I took a moment to go into the temple to look at Buddha et al.’s footprint, which you really can’t see, as it’s covered and surrounded by a lot of stuff indicating its significance. But certainly, my fellow line companions, making offerings and kneeling to tap their heads against the rock, were taking it very seriously, as was the policeman making sure everyone behaved.
Not long after 5am, it was becoming increasingly busy (although it was never packed) and was becoming increasingly uncomfortable and cold lying-sitting on cold concrete anyway, so we got into position for a reasonable view, and waited.
Dawn actually broke not too long after, around 5.30am, and suddenly you could see just how far up we had come, as hills and mountains emerged from the cloak of night all around us.

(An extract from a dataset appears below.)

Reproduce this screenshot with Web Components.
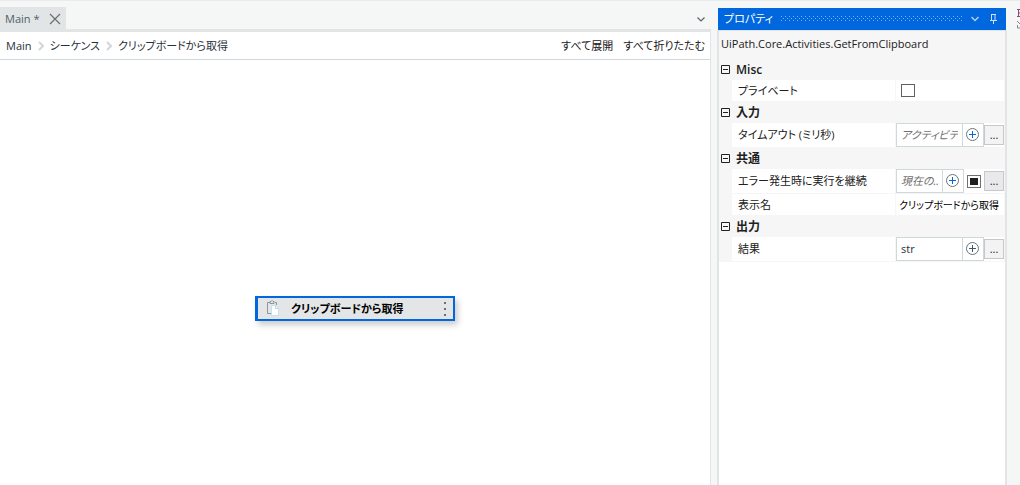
<!DOCTYPE html>
<html lang="ja">
<head>
<meta charset="UTF-8">
<title>Main</title>
<style>
    html, body {
        margin: 0;
        height: 100%;
    }

    body {
        --blue: #0067df;
        --chrome: #f4f7f6;
        --panel: #f6f6f6;
        --edge: #e2e5e5;
        --field: #cfd8dd;
        --ink: #202020;
        --navy: #273139;
        font-family: "Open Sans", "Noto Sans CJK JP", sans-serif;
        font-feature-settings: "palt";
        font-size: 11px;
        line-height: 16px;
        color: var(--ink);
        background: var(--chrome);
        overflow: hidden;
    }
</style>
</head>
<body>
<studio-app>
    <designer-pane slot="designer">
        <activity-card>クリップボードから取得</activity-card>
    </designer-pane>
    <properties-pane slot="properties" type="UiPath.Core.Activities.GetFromClipboard">
        <property-group label="Misc">
            <property-row label="プライベート" kind="check"></property-row>
        </property-group>
        <property-group label="入力">
            <property-row label="タイムアウト (ミリ秒)" kind="expression" hint="アクティビティ"></property-row>
        </property-group>
        <property-group label="共通">
            <property-row label="エラー発生時に実行を継続" kind="boolean" hint="現在の..."></property-row>
            <property-row label="表示名" kind="text" value="クリップボードから取得"></property-row>
        </property-group>
        <property-group label="出力">
            <property-row label="結果" kind="expression" value="str" plain></property-row>
        </property-group>
    </properties-pane>
</studio-app>

<script>
const RESET = `
    *, *::before, *::after { box-sizing: border-box; }
    button, input {
        font: inherit;
        font-feature-settings: inherit;
        color: inherit;
        margin: 0;
        padding: 0;
        border: 0;
        background: none;
        border-radius: 0;
        outline: none;
    }
    button { display: flex; align-items: center; justify-content: center; }
    svg { display: block; flex: none; }
`;

class StudioApp extends HTMLElement {
    constructor() {
        super();
        this.attachShadow({ mode: 'open' });
    }

    connectedCallback() {
        this.shadowRoot.innerHTML = `
            <style>
                ${RESET}
                :host {
                    box-sizing: border-box;
                    display: grid;
                    grid-template-columns: minmax(0, 1fr) 290px 13px;
                    height: 100vh;
                    border-top: 1px solid #e9ecec;
                }
                ::slotted(*) { min-width: 0; }
                ::slotted([slot="designer"]) { margin-right: 6px; }
                .dock {
                    padding: 7px 0 0 10px;
                    overflow: hidden;
                }
            </style>
            <slot name="designer"></slot>
            <slot name="properties"></slot>
            <div class="dock">
                <svg width="3" height="22" viewBox="0 0 3 22" fill="none">
                    <path d="M0 1.500h3M1.500 1v7M0 8.500h3M1 5h2" stroke="#8a4a80"/>
                    <path d="M0 13l3 3M.5 17v3H3" stroke="#85858a"/>
                </svg>
            </div>
        `;
    }
}

class DesignerPane extends HTMLElement {
    constructor() {
        super();
        this.attachShadow({ mode: 'open' });
    }

    connectedCallback() {
        const chevron = `
            <svg width="6" height="10" viewBox="0 0 6 10" fill="none" stroke="#cfd8dd" stroke-width="2">
                <path d="M1 1l4 4-4 4"/>
            </svg>`;

        this.shadowRoot.innerHTML = `
            <style>
                ${RESET}
                :host {
                    display: flex;
                    flex-direction: column;
                }
                .tabs {
                    display: flex;
                    align-items: flex-end;
                    justify-content: space-between;
                    height: 28px;
                }
                .tab {
                    display: flex;
                    align-items: center;
                    gap: 10px;
                    height: 22px;
                    padding: 2px 5px 0 5px;
                    background: var(--edge);
                    color: #526069;
                }
                .more { width: 20px; height: 20px; }
                .view {
                    flex: 1;
                    display: flex;
                    flex-direction: column;
                    border-top: 3px solid var(--edge);
                    border-right: 1px solid var(--edge);
                    background: #fff;
                }
                .bar {
                    display: flex;
                    align-items: center;
                    justify-content: space-between;
                    height: 28px;
                    padding: 0 5px 0 6px;
                    border-bottom: 1px solid var(--field);
                }
                nav, .actions {
                    display: flex;
                    align-items: center;
                    gap: 6px;
                }
                .actions { gap: 10px; }
                a {
                    color: var(--navy);
                    text-decoration: none;
                    white-space: nowrap;
                }
                .canvas {
                    flex: 1;
                    display: grid;
                    place-content: center;
                    padding-top: 72px;
                }
            </style>
            <div class="tabs">
                <div class="tab">
                    <span>Main *</span>
                    <button aria-label="閉じる">
                        <svg width="12" height="12" viewBox="0 0 12 12" fill="none" stroke="#6b6f72" stroke-width="1.200">
                            <path d="M1 1l10 10M11 1L1 11"/>
                        </svg>
                    </button>
                </div>
                <button class="more" aria-label="タブ一覧">
                    <svg width="8" height="5" viewBox="0 0 8 5" fill="none" stroke="#5a6469" stroke-width="1.200">
                        <path d="M.5 .5L4 4 7.500.5"/>
                    </svg>
                </button>
            </div>
            <div class="view">
                <div class="bar">
                    <nav>
                        <a href="#main">Main</a>${chevron}
                        <a href="#sequence">シーケンス</a>${chevron}
                        <a href="#activity">クリップボードから取得</a>
                    </nav>
                    <div class="actions">
                        <button>すべて展開</button>
                        <button>すべて折りたたむ</button>
                    </div>
                </div>
                <div class="canvas"><slot></slot></div>
            </div>
        `;
    }
}

class ActivityCard extends HTMLElement {
    constructor() {
        super();
        this.attachShadow({ mode: 'open' });
    }

    connectedCallback() {
        this.shadowRoot.innerHTML = `
            <style>
                ${RESET}
                :host {
                    box-sizing: border-box;
                    display: flex;
                    align-items: center;
                    width: 200px;
                    height: 25px;
                    padding: 0 6px 0 9px;
                    border: 2px solid var(--blue);
                    border-left-width: 3px;
                    background: #e3e5e7;
                    box-shadow: 3px 4px 6px rgba(0, 0, 0, 0.2);
                    color: #000;
                    font-weight: 600;
                }
                .title {
                    flex: 1;
                    margin-left: 12px;
                    white-space: nowrap;
                }
            </style>
            <svg width="12" height="17" viewBox="0 0 12 17" fill="none">
                <path d="M3 2.500H.5v11H4M8 2.500h1.500V5" stroke="#8a979e"/>
                <path d="M3 3.500v-2h1l1-1 1 1h1v2z" fill="#e3e5e7" stroke="#8a979e"/>
                <path d="M4.500 5.500h4l3 3v7h-7z" fill="#fff" stroke="#c5e3ee"/>
                <path d="M8.500 5.500v3h3" stroke="#b7dcea"/>
            </svg>
            <span class="title"><slot></slot></span>
            <button aria-label="オプション">
                <svg width="3" height="15" viewBox="0 0 3 15" fill="#6b6f72">
                    <path d="M0 1h2v2H0zM0 7h2v2H0zM0 13h2v2H0z"/>
                </svg>
            </button>
        `;
    }
}

class PropertiesPane extends HTMLElement {
    constructor() {
        super();
        this.attachShadow({ mode: 'open' });
    }

    connectedCallback() {
        this.shadowRoot.innerHTML = `
            <style>
                ${RESET}
                :host {
                    display: flex;
                    flex-direction: column;
                    padding-top: 7px;
                }
                header {
                    display: flex;
                    align-items: center;
                    height: 22px;
                    margin: 0 1px;
                    padding: 0 9px 0 6px;
                    background: var(--blue);
                    color: #fff;
                }
                h2 {
                    margin: 0;
                    font-size: 11px;
                    font-weight: 400;
                    white-space: nowrap;
                }
                .grip {
                    flex: 1;
                    width: 0;
                    height: 6px;
                    margin: 0 9px 0 8px;
                }
                header button + button { margin-left: 11px; }
                .body {
                    flex: 1;
                    border: 2px solid var(--edge);
                    border-width: 1px 2px 0;
                    background: #fff;
                }
                .type {
                    padding: 5px 2px 7px;
                    background: var(--panel);
                    color: var(--ink);
                }
            </style>
            <header>
                <h2>プロパティ</h2>
                <svg class="grip" aria-hidden="true">
                    <defs>
                        <pattern id="dots" width="4" height="4" patternUnits="userSpaceOnUse">
                            <path d="M0 0h1v1H0zM2 2h1v1H2z" fill="#7db3f0"/>
                        </pattern>
                    </defs>
                    <rect width="100%" height="100%" fill="url(#dots)"/>
                </svg>
                <button aria-label="メニュー">
                    <svg width="8" height="6" viewBox="0 0 8 6" fill="none" stroke="#b3d1f5" stroke-width="1.500">
                        <path d="M.5 1L4 4.500 7.500 1"/>
                    </svg>
                </button>
                <button aria-label="自動的に隠す">
                    <svg width="7" height="10" viewBox="0 0 7 10" fill="none" stroke="#cfe1f9">
                        <path d="M1 .5h5M1.500 0v6M5 0v6M0 6.500h7M3.500 7v3"/>
                    </svg>
                </button>
            </header>
            <div class="body">
                <div class="type">${this.getAttribute('type')}</div>
                <slot></slot>
            </div>
        `;
    }
}

class PropertyGroup extends HTMLElement {
    constructor() {
        super();
        this.attachShadow({ mode: 'open' });
    }

    connectedCallback() {
        this.shadowRoot.innerHTML = `
            <style>
                ${RESET}
                :host {
                    display: block;
                    background: var(--panel);
                }
                button {
                    justify-content: flex-start;
                    gap: 6px;
                    width: 100%;
                    height: 21px;
                    padding-left: 2px;
                    font-size: 12px;
                    font-weight: 600;
                }
                .rows { padding: 0 1px 0 13px; }
            </style>
            <button aria-expanded="true">
                <svg width="9" height="9" viewBox="0 0 9 9" fill="none" stroke="#202020">
                    <path d="M.5.5h8v8h-8zM2 4.500h5"/>
                </svg>
                ${this.getAttribute('label')}
            </button>
            <div class="rows"><slot></slot></div>
        `;
    }
}

class PropertyRow extends HTMLElement {
    constructor() {
        super();
        this.attachShadow({ mode: 'open' });
    }

    connectedCallback() {
        this.shadowRoot.innerHTML = `
            <style>
                ${RESET}
                :host {
                    display: grid;
                    grid-template-columns: minmax(0, 1fr) 108px;
                    column-gap: 1px;
                    border-bottom: 1px solid var(--panel);
                }
                label, .editor {
                    display: flex;
                    align-items: center;
                    min-height: 21px;
                    background: #fff;
                }
                label {
                    padding-left: 6px;
                    white-space: nowrap;
                }
                .field {
                    flex: 1;
                    display: flex;
                    min-width: 0;
                    height: 24px;
                    border: 1px solid var(--field);
                    background: #fff;
                }
                .field input {
                    flex: 1;
                    width: 0;
                    padding: 0 4px;
                    color: var(--navy);
                }
                input::placeholder {
                    color: #707070;
                    font-style: italic;
                    opacity: 1;
                }
                .add {
                    width: 21px;
                    border-left: 1px solid var(--field);
                }
                .browse {
                    width: 20px;
                    height: 20px;
                    border: 1px solid #c8c8cc;
                    background: #f3f3f3;
                }
                .boolean .browse { background: #e9e9ec; }
                input[type="checkbox"] {
                    appearance: none;
                    flex: none;
                    width: 14px;
                    height: 13px;
                    border: 1px solid #606060;
                    background: #fff;
                }
                .check input { margin-left: 5px; }
                .boolean input[type="checkbox"] {
                    margin: 0 3px;
                    padding: 2px;
                    border-color: #707070;
                    background: #202020;
                    background-clip: content-box;
                }
                .text input {
                    width: 100%;
                    padding-left: 3px;
                    color: #000;
                    font-size: 10px;
                }
            </style>
            <label for="value">${this.getAttribute('label')}</label>
            <div class="editor ${this.getAttribute('kind')}">${this.editor()}</div>
        `;
    }

    editor() {
        const kind = this.getAttribute('kind');
        const value = this.getAttribute('value') || '';

        if (kind === 'check') return '<input id="value" type="checkbox">';
        if (kind === 'text') return `<input id="value" value="${value}">`;

        const plus = this.hasAttribute('plain') ? '#40576a' : '#0067df';
        return `
            <div class="field">
                <input id="value" value="${value}" placeholder="${this.getAttribute('hint') || ''}">
                <button class="add" aria-label="追加">
                    <svg width="14" height="14" viewBox="0 0 14 14" fill="none">
                        <circle cx="6.500" cy="6.500" r="6" stroke="#68747c"/>
                        <path d="M3 6.500h7M6.500 3v7" stroke="${plus}"/>
                    </svg>
                </button>
            </div>
            ${kind === 'boolean' ? '<input type="checkbox" aria-label="継続">' : ''}
            <button class="browse">...</button>
        `;
    }
}

customElements.define('studio-app', StudioApp);
customElements.define('designer-pane', DesignerPane);
customElements.define('activity-card', ActivityCard);
customElements.define('properties-pane', PropertiesPane);
customElements.define('property-group', PropertyGroup);
customElements.define('property-row', PropertyRow);
</script>
</body>
</html>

And slowly and surely, excruciatingly almost, the sky went from charcoal to blue and green hues with an every-brightening fierce orange glow at the centre; temple musicians playing along, willing the sun to break over the horizon.
And then the pay-off: the kind of feeling and elation that comes from watching a sunrise in a significantly sacred and stunning location, and the satisfaction that comes from knowing the endurance and effort expended to get there.
There was a lols-worthy elderly British gent sarcastically laughing at us all and saying, when you get to my age, all sunrises are the same. And, although he is correct, he is also wrong, for what precedes the sunrises that humans experience in waking hours is not the same, and some are just more special than others.
It was all over relatively quickly. Most tourists buggered off as soon as they had their new Facebook cover photo; they didn’t stay to witness the Monks make their daily offerings and listen to the daily prayers of the faithful. Despite my lack of religion, it was still sublime to witness. It appears they also didn’t know that, shortly after sunrise, if you go over to the Western corner of the complex, you can see a magnificent shadow of the mountain cast onto the landscape below. Luckily, a former colleague, who completed the climb in the 1970s, had told me about it, and we got to experience that final piece of the experience trifecta, while prayers were still going on, more or less alone.
We descended rather more quickly than we ascended, although the pain we are now feeling is definitely the result of the latter. It also allowed us to take in the views that were now before us in clear light and to really make sense of just what a feat we had achieved: our crazy pursuit to climb a mountain, in the middle of nowhere, in the middle of the night. Yup, definitely one for the long-term memory banks, this one!